At the time of this interview, “The Gates of Heck” was composed of a collection of black and white pictures, but the process had only just started. After the complicated re-sizing and arranging of the appropriated images, Vasquez scans his work into a computer, digitally cleans up the lines and sends it to be screen-printed onto canvas. After that, he paints over the top of the print to create a “silkscreen painting.”

Although the final work is very polished, its influences go back to the Xerox-art culture of Vasquez’s college years.
Vasquez moved to San Diego from San Francisco in 1987. He spent his college years at Stanford, and during that time he worked with the school humor magazine, the Stanford Chaparral, where he had to literally cut and paste (with scissors and glue) the graphic layout of the magazine. It was during another part-time job that he first gained unrestricted access to a copy machine.

“I used to work in a science lab at night,” he said. “During my break, I would wander around and see these copy machines. No one was around, so I used to go crazy copying myself, my face, my hands, my body. Also, Xerox art was part of the culture, the 1970s, 1980s.”

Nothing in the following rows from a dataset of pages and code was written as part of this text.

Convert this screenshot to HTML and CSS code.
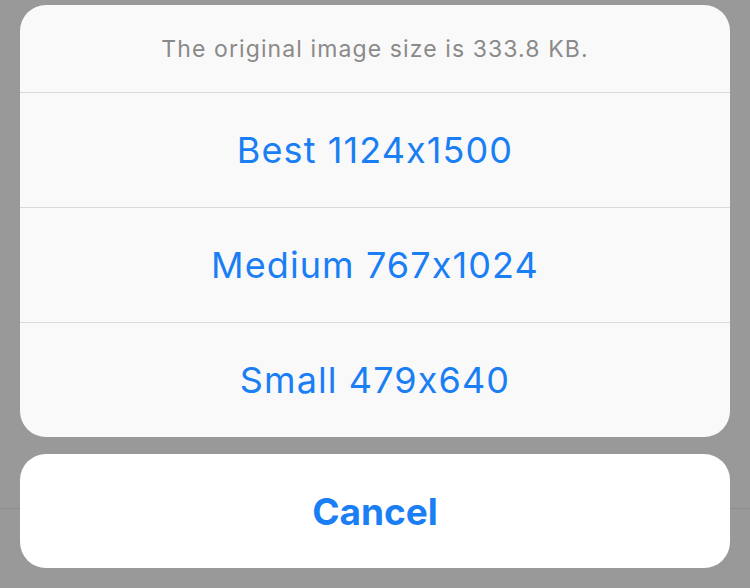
FILE: index.html
```html
<!DOCTYPE html>
<html>
  <head>
    <meta name="viewport" content="width=device-width, initial-scale=1.0, user-scalable=no">
    <link rel="stylesheet" href="styles.css">
  </head>
  <body>
    <div id="sheet">
      <div class="group">
        <div class="group__title">The original image size is 333.8 KB.</div>
        <button class="option" type="button">Best 1124x1500</button>
        <button class="option" type="button">Medium 767x1024</button>
        <button class="option" type="button">Small 479x640</button>
      </div>
      <button class="cancel" type="button">Cancel</button>
    </div>
  </body>
</html>
```

FILE: styles.css
```css
* {
  box-sizing: border-box;
}
html {
  height: 100%;
}
body {
  margin: 0;
  height: 100%;
  font-family: Inter, "Liberation Sans", sans-serif;
  font-feature-settings: "calt" 0;
  background: linear-gradient(to bottom, transparent 508px, #8c8c8c 508px, #8c8c8c 509px, transparent 509px), #999999;
}

#sheet {
  display: flex;
  flex-direction: column;
  gap: 17px;
  padding: 5px 20px 20px;
}

.group {
  display: flex;
  flex-direction: column;
  background: #f9f9f9;
  border-radius: 26px;
  overflow: hidden;
}
.group__title {
  height: 88px;
  display: flex;
  align-items: center;
  justify-content: center;
  font-size: 23px;
  letter-spacing: 1.1px;
  color: #8a8a8a;
  border-bottom: 1px solid #dadada;
}

.option,
.cancel {
  display: block;
  width: 100%;
  border: none;
  background: none;
  font-family: inherit;
  font-feature-settings: inherit;
  color: #1a7ef5;
  padding: 0;
}
.option {
  height: 115px;
  font-size: 36px;
  letter-spacing: 1.1px;
  border-bottom: 1px solid #dadada;
}
.option:last-child {
  border-bottom: none;
  height: 114px;
}
.cancel {
  height: 114px;
  background: #ffffff;
  border-radius: 26px;
  font-size: 37px;
  font-weight: 700;
}
```
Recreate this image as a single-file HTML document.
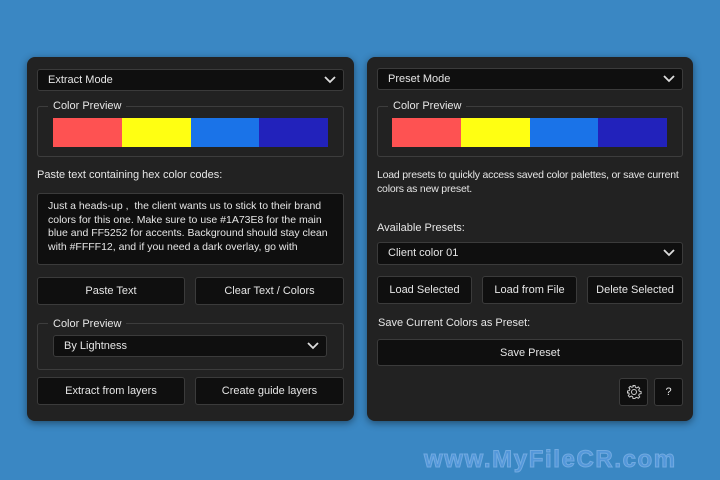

This kinship with the photocopier continued through Vasquez’s artistic career and into his current work, but today he can certainly be described as a multimedia artist. He blends the boundaries and works in a variety of mediums—from collage, painting, silk-screening and performance art to sculpture, photography and conceptual work. One might remember Vasquez from the ongoing “Keep on Crossin’” project created with another local artist, Victor Payan.

Vasquez and Payan created a cartoonish Mexican character with a big sombrero, a big moustache, big shoes, and a big important slogan: “Keep on Crossin’.” The character became a popular icon for many artists and activists, displayed on T-shirts, patches, candles, statues and stickers.

Recently, Vasquez has moved into film and video. His first major project, Fotoaktion!, was completed in 2008 with the help of art director Akira Chan and video editor Andi Brandenburg. The film is a documentary about Doris “Boris” Berman, the performance artist, former pop star and founder of what Berman dubbed “fotoaktion”—best described as a reaction to candid “street” photography in which subjects have no control over how they’re captured on film. In fotoaktion, on the other hand, the subject has control of the camera, via a remote. The end result, in Berman’s ideal, is all about spontaneous expression.

“It was purely a work of love,” Vasquez said about the doc, which includes footage from the San Francisco art scene of the 1980s, inter-cut with present-day interviews.

“I’m very happy to have been able to do it,” he said. “I love and admire Doris’ work, and I was very concerned that her work might not be properly documented.”

The film was screened recently at the San Diego Museum of Photographic Arts and will be again at the San Diego Latino Film Festival next month.

Back at Southwestern College, the recently tenured Vasquez is teaching courses in design and art foundations. But it’s in his spare time that he thrives, where you’ll find him perusing the libraries and encyclopedias, looking for that perfect image—or perhaps even playing with the photocopier.    

Fotoaktion! will screen at the San Diego Latino Film Festival, March 12 through 22, at the UltraStar Cinemas Hazard Center, 7510 Hazard Center Drive in Mission Valley.

Mythologies will be on display May 8 through June 13 at Seminal Projects, 2040 India St. in Little Italy.